-- Collected data start --

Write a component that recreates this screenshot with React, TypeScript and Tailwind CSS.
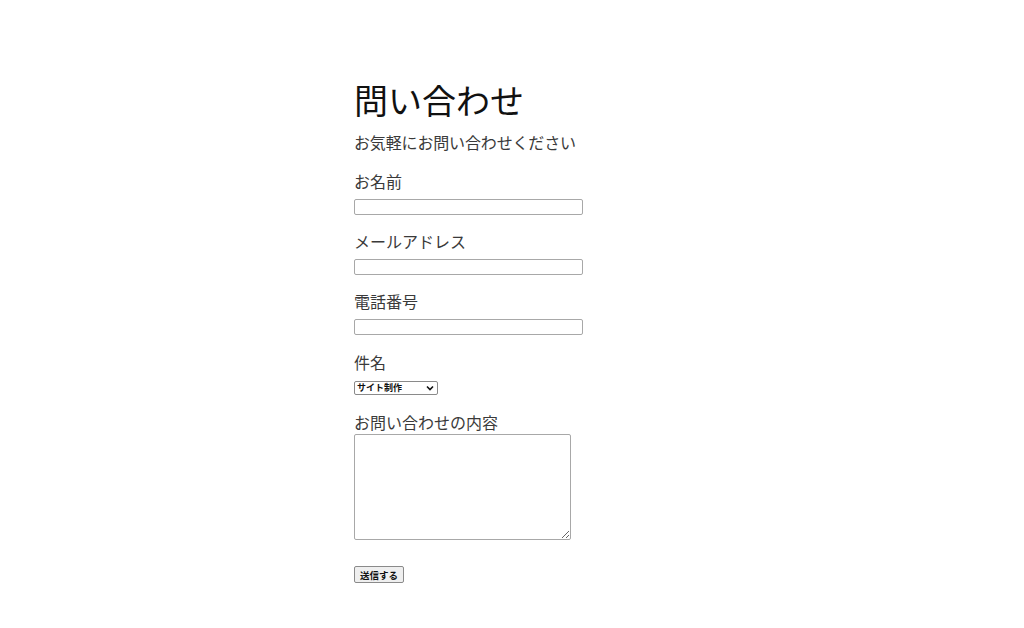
import React from "react";

const font = { fontFamily: '"Noto Sans CJK JP", "Noto Sans", sans-serif' };

export default function App() {
  return (
    <div className="min-h-[628px] w-full bg-white" style={font}>
      <div className="mx-auto w-[316px] pt-[79px] flex flex-col items-start">
        <h1 className="text-[34px] leading-[41px] text-[#111] font-normal">問い合わせ</h1>
        <p className="mt-[10px] text-[16px] leading-[24px] text-[#3a3a3a] tracking-[-0.15px]">お気軽にお問い合わせください</p>

        <label className="mt-[15px] text-[16px] leading-[24px] text-[#3a3a3a]">お名前</label>
        <input type="text" className="mt-[6px] w-[229px] h-[16px] border border-[#a8a8a8] rounded-[2px] bg-white outline-none" />

        <label className="mt-[14px] text-[16px] leading-[24px] text-[#3a3a3a]">メールアドレス</label>
        <input type="text" className="mt-[6px] w-[229px] h-[16px] border border-[#a8a8a8] rounded-[2px] bg-white outline-none" />

        <label className="mt-[14px] text-[16px] leading-[24px] text-[#3a3a3a]">電話番号</label>
        <input type="text" className="mt-[6px] w-[229px] h-[16px] border border-[#a8a8a8] rounded-[2px] bg-white outline-none" />

        <label className="mt-[15px] text-[16px] leading-[24px] text-[#3a3a3a]">件名</label>
        <div className="mt-[7px] w-[84px] h-[14px] border border-[#8a8a8a] rounded-[2px] bg-white flex items-center justify-between pl-[2px] pr-[3px]">
          <span className="text-[9px] leading-[12px] font-bold text-[#111]">サイト制作</span>
          <svg width="8" height="6" viewBox="0 0 8 6">
            <path d="M1 1.5 L4 4.5 L7 1.5" stroke="#111" strokeWidth="1.6" fill="none" />
          </svg>
        </div>

        <label className="mt-[16px] text-[16px] leading-[23px] text-[#3a3a3a]">お問い合わせの内容</label>
        <textarea className="mt-0 w-[217px] h-[106px] border border-[#a8a8a8] rounded-[2px] bg-white outline-none" />

        <button className="mt-[26px] w-[50px] h-[17px] border border-[#8a8a8a] rounded-[2px] bg-[#efefef] text-[9.5px] leading-[12px] font-bold text-[#111] flex items-center justify-center">
          送信する
        </button>
      </div>
    </div>
  );
}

-- Collected data end --

The material above holds pictures; copy everything else in it exactly.

**Completed exercise**
Write a component that recreates this screenshot with React, TypeScript and Tailwind CSS.
import React from "react";

const font = { fontFamily: '"Noto Sans CJK JP", "Noto Sans", sans-serif' };

export default function App() {
  return (
    <div className="min-h-[628px] w-full bg-white" style={font}>
      <div className="mx-auto w-[316px] pt-[79px] flex flex-col items-start">
        <h1 className="text-[34px] leading-[41px] text-[#111] font-normal">問い合わせ</h1>
        <p className="mt-[10px] text-[16px] leading-[24px] text-[#3a3a3a] tracking-[-0.15px]">お気軽にお問い合わせください</p>

        <label className="mt-[15px] text-[16px] leading-[24px] text-[#3a3a3a]">お名前</label>
        <input type="text" className="mt-[6px] w-[229px] h-[16px] border border-[#a8a8a8] rounded-[2px] bg-white outline-none" />

        <label className="mt-[14px] text-[16px] leading-[24px] text-[#3a3a3a]">メールアドレス</label>
        <input type="text" className="mt-[6px] w-[229px] h-[16px] border border-[#a8a8a8] rounded-[2px] bg-white outline-none" />

        <label className="mt-[14px] text-[16px] leading-[24px] text-[#3a3a3a]">電話番号</label>
        <input type="text" className="mt-[6px] w-[229px] h-[16px] border border-[#a8a8a8] rounded-[2px] bg-white outline-none" />

        <label className="mt-[15px] text-[16px] leading-[24px] text-[#3a3a3a]">件名</label>
        <div className="mt-[7px] w-[84px] h-[14px] border border-[#8a8a8a] rounded-[2px] bg-white flex items-center justify-between pl-[2px] pr-[3px]">
          <span className="text-[9px] leading-[12px] font-bold text-[#111]">サイト制作</span>
          <svg width="8" height="6" viewBox="0 0 8 6">
            <path d="M1 1.5 L4 4.5 L7 1.5" stroke="#111" strokeWidth="1.6" fill="none" />
          </svg>
        </div>

        <label className="mt-[16px] text-[16px] leading-[23px] text-[#3a3a3a]">お問い合わせの内容</label>
        <textarea className="mt-0 w-[217px] h-[106px] border border-[#a8a8a8] rounded-[2px] bg-white outline-none" />

        <button className="mt-[26px] w-[50px] h-[17px] border border-[#8a8a8a] rounded-[2px] bg-[#efefef] text-[9.5px] leading-[12px] font-bold text-[#111] flex items-center justify-center">
          送信する
        </button>
      </div>
    </div>
  );
}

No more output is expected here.